Lincoln also favored central banking and had been a proponent of the old Bank of the United States, which was a forerunner to the federal reserve system we have today. But since Andrew Jackson had killed the Second Bank of the United States in 1836, no national banking system existed in America until Lincoln signed a series of laws creating one in the early 1860s. These nationally-chartered banks also issued paper currency known as “greenbacks” that were not backed by gold. With so much put into circulation, this fiat money was highly inflationary, and by 1864 had lost two-thirds of its value. This caused an unstable monetary supply, something central banking is supposed to prevent. We seem not to have learned any lessons.

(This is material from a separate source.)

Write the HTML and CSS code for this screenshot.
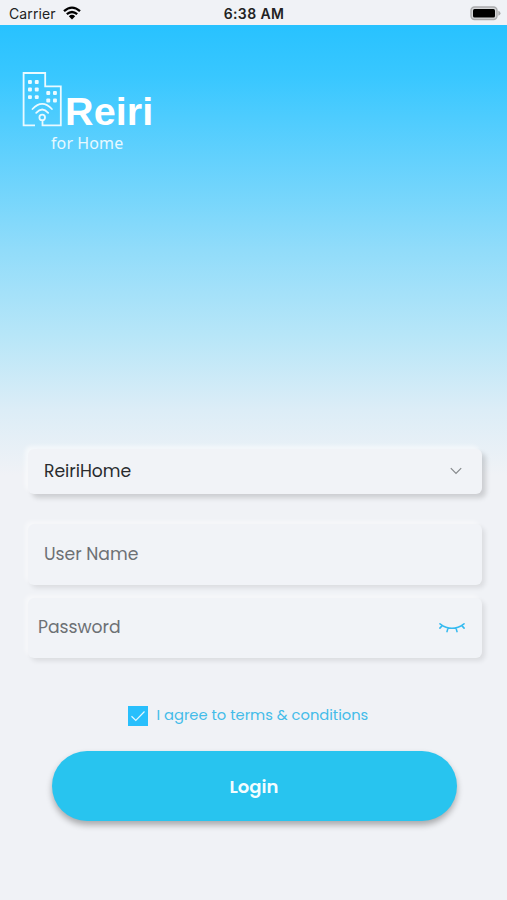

So as we can see, Lincoln was, in the words of Professor DiLorenzo, the “Great Centralizer.” He believed that government, not the free market, was the best solution for economic distress and was the best vehicle for economic growth. The only clear reason that conservatives embrace Lincoln is his supposed attachment to racial equality. This is Jack Kemp’s main argument. But this is also a myth. Nothing in Lincoln’s career even suggests he believed in civil rights for blacks. He wasn’t even an abolitionist. Lincoln only moved toward freedom for the slaves when it became militarily expedient to do so. He was adamant on more than one occasion that the war was not being fought to free slaves, ordered commanders to return runaways to their masters, and drafted an Emancipation Proclamation that freed no one.
For conservatives to revere Lincoln is, to borrow from Winston Churchill, “a riddle wrapped in a mystery inside an enigma.” Nothing Lincoln believed is consistent with today’s Republican economic philosophy. Embracing the mantle of Goldwater, Reagan, or even Coolidge would be much more in line with an economic philosophy of free enterprise. We have a party of centralization. Let us now have a party of capitalism.